§ **Exercise description**
Copy out every line that contains the word "this".

§ **Material provided**
★ ★ ★

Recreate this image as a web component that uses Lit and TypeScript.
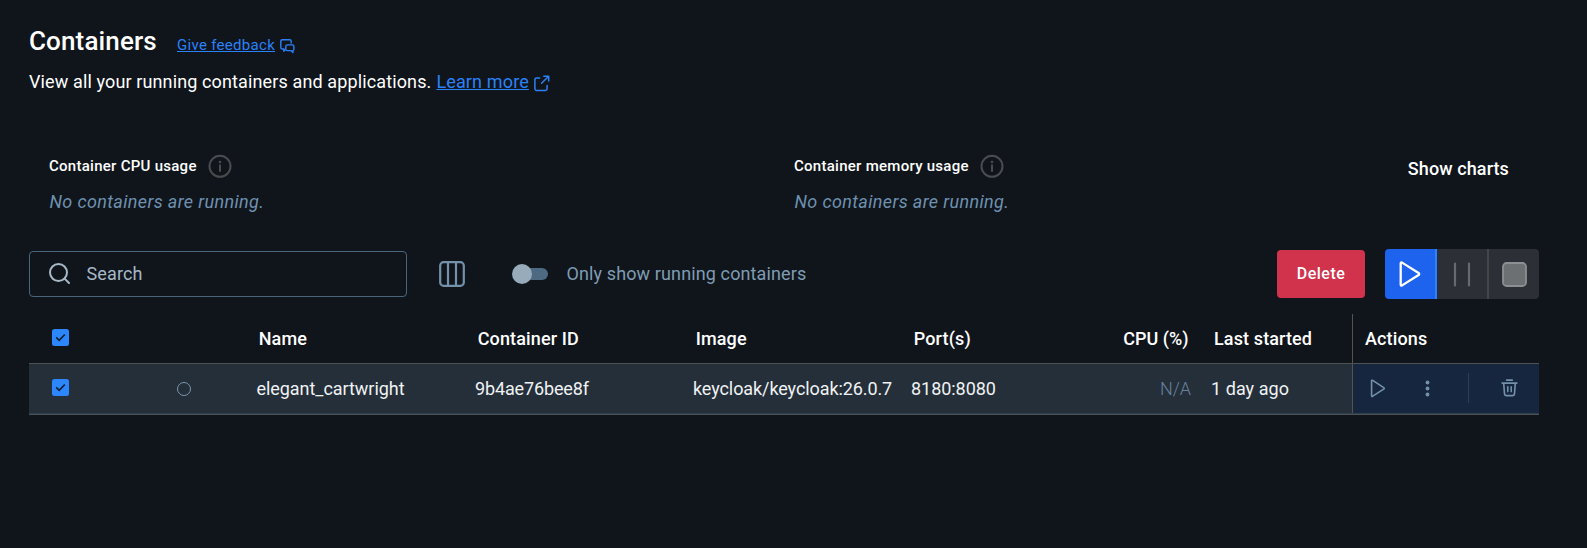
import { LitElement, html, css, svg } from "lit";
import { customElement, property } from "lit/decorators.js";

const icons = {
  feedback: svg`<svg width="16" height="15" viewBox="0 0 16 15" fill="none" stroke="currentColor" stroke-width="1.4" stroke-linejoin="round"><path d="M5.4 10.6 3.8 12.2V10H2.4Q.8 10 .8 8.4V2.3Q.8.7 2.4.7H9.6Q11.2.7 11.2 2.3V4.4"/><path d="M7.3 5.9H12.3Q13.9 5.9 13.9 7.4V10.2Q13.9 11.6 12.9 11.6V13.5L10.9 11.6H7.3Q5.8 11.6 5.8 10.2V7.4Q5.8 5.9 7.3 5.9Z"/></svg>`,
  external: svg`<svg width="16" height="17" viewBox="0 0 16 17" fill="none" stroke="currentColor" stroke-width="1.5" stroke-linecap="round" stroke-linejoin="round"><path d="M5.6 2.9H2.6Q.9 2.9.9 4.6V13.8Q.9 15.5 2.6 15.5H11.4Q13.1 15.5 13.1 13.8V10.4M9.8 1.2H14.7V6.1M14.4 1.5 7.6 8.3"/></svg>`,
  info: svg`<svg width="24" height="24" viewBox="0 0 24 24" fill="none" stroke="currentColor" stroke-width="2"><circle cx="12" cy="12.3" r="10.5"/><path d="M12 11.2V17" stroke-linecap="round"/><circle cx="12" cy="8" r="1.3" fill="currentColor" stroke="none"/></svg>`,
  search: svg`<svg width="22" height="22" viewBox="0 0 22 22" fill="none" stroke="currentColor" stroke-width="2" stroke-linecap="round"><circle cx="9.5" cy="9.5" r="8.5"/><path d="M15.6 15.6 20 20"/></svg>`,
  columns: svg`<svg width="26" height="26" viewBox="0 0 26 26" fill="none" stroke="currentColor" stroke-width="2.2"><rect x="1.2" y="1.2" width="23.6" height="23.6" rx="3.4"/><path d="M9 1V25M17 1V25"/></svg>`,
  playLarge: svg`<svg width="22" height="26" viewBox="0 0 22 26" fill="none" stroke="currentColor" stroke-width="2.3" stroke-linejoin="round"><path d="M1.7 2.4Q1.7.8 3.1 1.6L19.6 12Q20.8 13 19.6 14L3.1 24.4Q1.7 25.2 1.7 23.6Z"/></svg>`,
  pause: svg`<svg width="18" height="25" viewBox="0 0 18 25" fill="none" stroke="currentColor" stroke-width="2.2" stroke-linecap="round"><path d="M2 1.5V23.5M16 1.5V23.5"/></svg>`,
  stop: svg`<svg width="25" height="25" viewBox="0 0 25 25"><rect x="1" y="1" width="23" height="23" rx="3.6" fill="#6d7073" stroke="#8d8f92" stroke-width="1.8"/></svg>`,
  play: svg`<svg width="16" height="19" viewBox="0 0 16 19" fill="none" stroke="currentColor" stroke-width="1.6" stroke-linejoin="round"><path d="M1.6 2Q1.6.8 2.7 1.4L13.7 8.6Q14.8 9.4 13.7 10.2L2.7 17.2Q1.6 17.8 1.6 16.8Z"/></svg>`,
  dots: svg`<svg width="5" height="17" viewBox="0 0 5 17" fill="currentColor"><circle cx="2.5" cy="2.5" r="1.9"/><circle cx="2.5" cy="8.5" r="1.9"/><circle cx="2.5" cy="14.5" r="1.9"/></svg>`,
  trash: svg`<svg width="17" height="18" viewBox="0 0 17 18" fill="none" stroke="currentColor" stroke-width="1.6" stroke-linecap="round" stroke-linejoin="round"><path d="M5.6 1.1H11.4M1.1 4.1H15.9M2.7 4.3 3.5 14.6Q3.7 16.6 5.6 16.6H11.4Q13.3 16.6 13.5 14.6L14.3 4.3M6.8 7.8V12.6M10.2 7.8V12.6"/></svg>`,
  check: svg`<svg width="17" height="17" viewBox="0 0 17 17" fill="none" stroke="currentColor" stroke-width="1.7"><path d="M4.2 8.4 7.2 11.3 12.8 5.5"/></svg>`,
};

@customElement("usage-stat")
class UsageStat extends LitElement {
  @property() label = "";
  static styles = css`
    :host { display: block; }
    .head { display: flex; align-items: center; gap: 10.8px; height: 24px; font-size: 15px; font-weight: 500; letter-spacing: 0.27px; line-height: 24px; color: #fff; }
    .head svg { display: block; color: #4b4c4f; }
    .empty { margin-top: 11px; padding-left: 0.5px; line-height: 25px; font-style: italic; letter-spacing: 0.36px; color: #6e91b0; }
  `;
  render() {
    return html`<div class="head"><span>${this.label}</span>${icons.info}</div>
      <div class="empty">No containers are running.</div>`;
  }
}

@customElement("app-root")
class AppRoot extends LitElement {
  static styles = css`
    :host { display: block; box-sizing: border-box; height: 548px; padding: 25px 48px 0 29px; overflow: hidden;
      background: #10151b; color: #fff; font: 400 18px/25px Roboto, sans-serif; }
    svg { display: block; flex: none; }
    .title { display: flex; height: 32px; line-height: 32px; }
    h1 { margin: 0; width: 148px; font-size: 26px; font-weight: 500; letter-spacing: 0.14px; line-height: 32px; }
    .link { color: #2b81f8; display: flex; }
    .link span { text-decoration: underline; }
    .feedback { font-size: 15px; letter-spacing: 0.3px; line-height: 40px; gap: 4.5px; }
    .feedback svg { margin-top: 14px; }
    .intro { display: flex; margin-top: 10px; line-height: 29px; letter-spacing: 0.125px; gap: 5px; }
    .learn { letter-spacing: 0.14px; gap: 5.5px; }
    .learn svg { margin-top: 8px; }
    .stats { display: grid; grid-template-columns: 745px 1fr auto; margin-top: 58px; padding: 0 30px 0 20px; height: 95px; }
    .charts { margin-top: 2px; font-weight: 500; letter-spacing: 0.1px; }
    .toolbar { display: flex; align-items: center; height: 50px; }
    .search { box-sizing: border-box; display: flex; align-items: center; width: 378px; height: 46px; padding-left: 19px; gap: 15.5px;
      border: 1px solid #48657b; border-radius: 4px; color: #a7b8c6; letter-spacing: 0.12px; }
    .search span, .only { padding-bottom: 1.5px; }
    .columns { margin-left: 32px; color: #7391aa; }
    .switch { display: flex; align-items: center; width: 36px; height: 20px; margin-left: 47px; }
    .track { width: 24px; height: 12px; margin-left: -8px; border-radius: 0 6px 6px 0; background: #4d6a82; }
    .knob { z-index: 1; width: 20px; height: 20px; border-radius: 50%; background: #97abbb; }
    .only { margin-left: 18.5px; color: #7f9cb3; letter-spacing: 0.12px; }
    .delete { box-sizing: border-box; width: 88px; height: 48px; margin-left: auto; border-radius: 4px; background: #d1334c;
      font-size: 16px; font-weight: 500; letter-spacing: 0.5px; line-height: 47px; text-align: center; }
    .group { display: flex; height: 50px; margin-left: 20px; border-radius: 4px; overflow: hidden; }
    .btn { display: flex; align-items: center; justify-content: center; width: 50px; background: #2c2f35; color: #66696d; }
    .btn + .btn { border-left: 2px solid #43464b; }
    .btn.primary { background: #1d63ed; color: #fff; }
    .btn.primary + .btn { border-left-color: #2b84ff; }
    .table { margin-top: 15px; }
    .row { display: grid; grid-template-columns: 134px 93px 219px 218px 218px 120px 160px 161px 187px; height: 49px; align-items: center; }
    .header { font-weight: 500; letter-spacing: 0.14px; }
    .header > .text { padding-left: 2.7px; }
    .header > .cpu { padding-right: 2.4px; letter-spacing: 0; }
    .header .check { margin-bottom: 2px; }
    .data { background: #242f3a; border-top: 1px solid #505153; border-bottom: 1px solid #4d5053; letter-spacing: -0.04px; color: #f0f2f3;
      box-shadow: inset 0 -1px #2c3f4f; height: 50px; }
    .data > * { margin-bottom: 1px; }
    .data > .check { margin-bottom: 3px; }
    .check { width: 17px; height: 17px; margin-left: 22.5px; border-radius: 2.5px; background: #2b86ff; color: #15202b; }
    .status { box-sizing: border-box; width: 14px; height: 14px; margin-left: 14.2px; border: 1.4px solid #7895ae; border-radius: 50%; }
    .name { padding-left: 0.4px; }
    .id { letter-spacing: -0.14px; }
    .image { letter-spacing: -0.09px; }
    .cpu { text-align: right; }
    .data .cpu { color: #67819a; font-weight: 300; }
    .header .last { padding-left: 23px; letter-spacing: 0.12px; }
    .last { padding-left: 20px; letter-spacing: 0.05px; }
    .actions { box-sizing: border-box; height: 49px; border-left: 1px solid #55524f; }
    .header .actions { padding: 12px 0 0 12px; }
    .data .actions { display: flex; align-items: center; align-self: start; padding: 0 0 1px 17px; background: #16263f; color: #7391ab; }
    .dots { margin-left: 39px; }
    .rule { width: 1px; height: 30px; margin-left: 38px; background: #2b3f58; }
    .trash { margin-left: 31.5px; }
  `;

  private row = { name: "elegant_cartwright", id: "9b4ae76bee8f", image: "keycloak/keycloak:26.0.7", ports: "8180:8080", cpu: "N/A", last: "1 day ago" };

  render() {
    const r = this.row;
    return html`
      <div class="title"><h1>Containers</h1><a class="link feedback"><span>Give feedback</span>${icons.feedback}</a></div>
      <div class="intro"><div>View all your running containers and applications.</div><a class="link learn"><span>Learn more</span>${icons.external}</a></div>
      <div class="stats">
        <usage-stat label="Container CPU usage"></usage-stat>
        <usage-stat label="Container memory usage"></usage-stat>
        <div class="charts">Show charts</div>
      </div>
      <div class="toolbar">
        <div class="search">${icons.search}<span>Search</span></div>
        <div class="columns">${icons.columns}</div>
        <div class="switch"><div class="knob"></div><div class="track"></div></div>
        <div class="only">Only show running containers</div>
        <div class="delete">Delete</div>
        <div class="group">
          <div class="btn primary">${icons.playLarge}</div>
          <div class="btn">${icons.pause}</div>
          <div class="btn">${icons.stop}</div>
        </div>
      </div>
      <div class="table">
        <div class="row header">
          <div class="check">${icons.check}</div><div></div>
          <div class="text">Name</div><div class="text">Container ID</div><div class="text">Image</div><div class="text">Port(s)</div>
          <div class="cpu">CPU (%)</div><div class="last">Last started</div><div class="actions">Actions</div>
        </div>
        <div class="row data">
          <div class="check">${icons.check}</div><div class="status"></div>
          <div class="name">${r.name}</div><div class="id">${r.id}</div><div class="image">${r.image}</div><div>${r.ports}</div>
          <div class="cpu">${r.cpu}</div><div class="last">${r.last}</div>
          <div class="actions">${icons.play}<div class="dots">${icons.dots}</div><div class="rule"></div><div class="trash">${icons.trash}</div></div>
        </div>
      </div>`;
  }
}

★ ★ ★

§ **Response to the exercise**
Recreate this image as a web component that uses Lit and TypeScript.
    return html`<div class="head"><span>${this.label}</span>${icons.info}</div>
    const r = this.row;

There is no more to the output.